Understanding Vistra’s Business
Vistra is a leading integrated power provider, serving approximately 5 million residential, commercial, and industrial customers across 18 states. The company operates a power generation portfolio of 41,000 megawatts, including the second-largest competitive nuclear power fleet.
However, the majority of Vistra’s energy production comes from natural gas (over 50%) and coal (around 20%), rather than renewable sources. This highlights a key challenge in the energy sector: while renewable energy is a priority for many, it currently lacks the efficiency and reliability of traditional energy sources.

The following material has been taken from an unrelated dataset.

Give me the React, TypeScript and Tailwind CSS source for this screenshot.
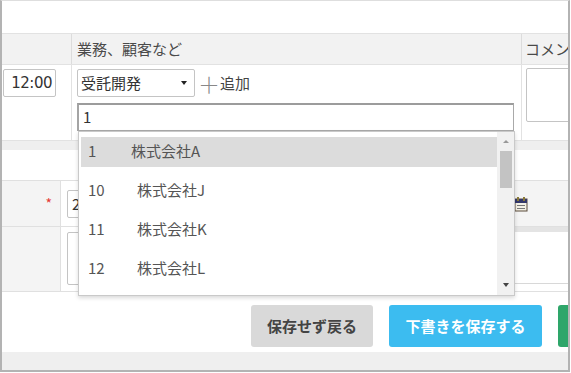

To illustrate this, Vistra explains that powering 200,000 homes could be achieved with a single 1,000-megawatt modern gas plant occupying just 110 acres. In contrast, using wind, solar, and battery storage to achieve the same level of reliable power would require approximately 9,000 megawatts of renewable capacity and 1,300 times the land area. Additionally, renewable energy expansion requires costly transmission infrastructure. This reality makes Vistra's current energy model a practical and necessary solution for today’s power needs.
The Growing Demand for Energy
A key reason investors are taking notice of Vistra is the increasing demand for electricity, driven largely by the rapid expansion of data centers supporting artificial intelligence. Between 2024 and 2030, energy demand is expected to rise by 55 gigawatts due to AI-related power consumption.
At the same time, many thermal power plants are set to retire by 2030, leading to a potential supply gap. To address this, Vistra has announced plans to expand capacity by 4 gigawatts across multiple states, including Texas, Illinois, and California. These projects involve transitioning coal plants to natural gas, as well as investments in solar and battery storage.
Financial Outlook and Valuation
Vistra's long-term earnings outlook has significantly improved, with EBITDA rising from approximately $3 billion in 2022 to a projected $6 billion+ by 2026. A large portion of this is expected to convert into free cash flow, estimated between $3 billion and $3.6 billion annually.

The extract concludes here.